# cloth diapers with disposable wipes



## blumooned (Nov 11, 2009)

Does anyone else use this combo? When you have a poopy diaper, so you just put the dirty wipes in the garbage can by themselves?

I don't know why this grosses me out so much - I liked it better when they were all wrapped up in the dirty disposable diaper (before we switched to cloth). Our garbage can has a lid, so that's not a problem, but DS often sticks his hands in there & I'm always afraid he's going to pull one out!









I'm not going to stop using disposable wipes







- I love having them around. They're convenient when we're out, not just for butts, but hands too! And I like the ease of them.


----------



## Fuamami (Mar 16, 2005)

Yes, we used disposable wipes most of the time. I lined my garbage cans with old grocery bags, and just took them out often. I had them where the kids couldn't get into them, but sometimes the dogs ate them. So that was gross!

You could just roll them up in the cloth diaper and wash them, then throw them away.
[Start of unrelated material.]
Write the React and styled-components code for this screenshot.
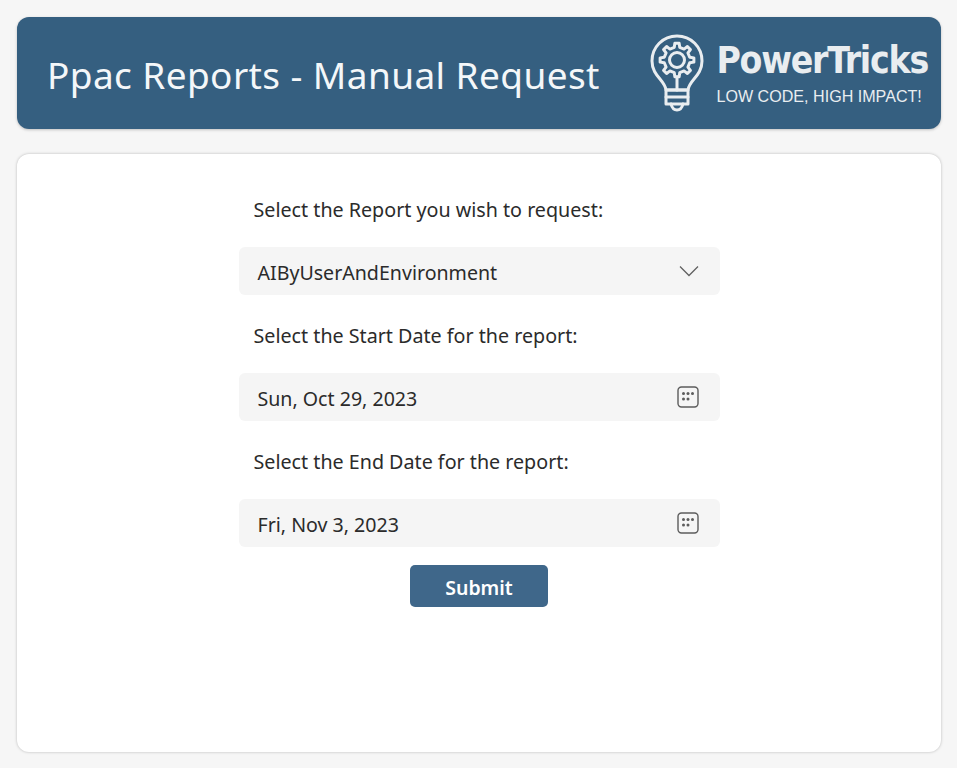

We washed them many times by accident and it didn't seem to cause any problems.


----------



## alegna (Jan 14, 2003)

We use cloth wipes, it's MUCH easier. I do keep some disposable wipes around for other stuff (a package lives in the car and is often useful) but for actual poopy diapers the cloth wipes are easier and work MUCH better.

-Angela


----------



## mamakaikai (Apr 17, 2009)

Quote:


Originally Posted by *Fuamami* 
You could just roll them up in the cloth diaper and wash them, then throw them away. We washed them many times by accident and it didn't seem to cause any problems.

Yep, when we use disposable wipes, I just keep them in the dipe and wash everything. Same as what you would do with disposable diapers/wipes, except instead of going to the garbage, they all just get washed. You can then reuse them, or dispose.


----------



## akind1 (Jul 16, 2009)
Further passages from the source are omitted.